De vez en cuando me gusta colar entre mis lecturas alguna biografía, y ya llevaba un tiempo con ganas de leerme alguna sobre Robert Louis Stevenson. Me puse manos a la obra y buscando por Google encontré una biografía realizada por Gilbert Keith Chesterton, autor de múltiples biografías, ensayos, novelas y poemas del que nunca había leído nada. Sentí curiosidad por leer algo de Chesterton así que me decidí y de camino maté dos pajarracos de un tiro: leer a Chesterton y leer al mismo tiempo una biografía del inmortal autor edimburgués.
La biografía ha resultado ser menos biográfica de lo que yo en un principio esperaba. Es más bien un estudio centrado en la influencia de su trágica enfermedad, la tuberculosis, sobre su obra.
Chesterton nos cuenta que Stevenson sufrió una debilidad enfermiza desde muy joven, tanto que le impidió disfrutar de una infancia corriente, manteniéndolo largas temporadas en cama, encerrado en una habitación. Pero suele ocurrir que aquello que pudiera suponerle un futuro trauma fue, paradójicamente, lo que le salvó, porque lo que lo apartó del mundo exterior, lo acercó a los libros. Este dato, siempre según Chesterton, condicionó su personalidad. También afirma Chesterton que el novelista de extrañas poses, curiosos cortes de pelo y extravagantes vestimentas, fue un gran viajero, en parte para buscar alivio a su enfermedad en temperaturas más livianas, pero en parte, y no menos importante, para salir de aquel encierro, aquella cárcel que lo mantenía aislado, aquel asfixiante cautiverio de niebla. Stevenson, sin procurarlo, con la intención de liberarse de aquella infancia postrado en un cuarto, con la sola compañía de viejos volúmenes de batallas de guerras, inició una fuga de las galeras de su reducido encierro en busca de un cálido refugio, un hogar de libertad, una isla del tesoro.
Stevenson era un enamorado del teatro de marionetas infantil.
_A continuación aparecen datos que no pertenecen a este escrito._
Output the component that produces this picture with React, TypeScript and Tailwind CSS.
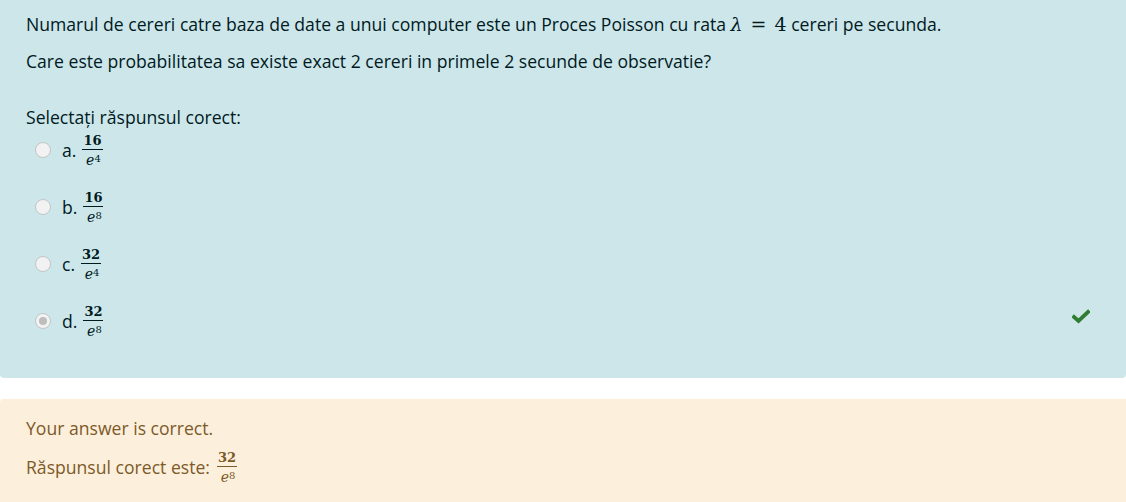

Se dedicó sin disimulo en sus libros a los jóvenes, porque se dio cuenta que los muchachos estaban abandonando lo que él más había disfrutado, y probablemente, aquella gratuita dedicación, sin ser ciertamente consciente, significó también su felicidad.
Coincido, a pesar de mis pocas lecturas del autor escocés, en algunas sentencias de Chesterton sobre Stevenson, pero de todas, especialmente le doy la razón a aquellas que se ocupan en ensalzar la maravillosa virtud que poseía Stevenson para conseguir que parezca simple y fácil lo que en realidad es extremadamente difícil y complejo, en dibujar la precisa personalidad de una persona en un par de adjetivos y un sustantivo.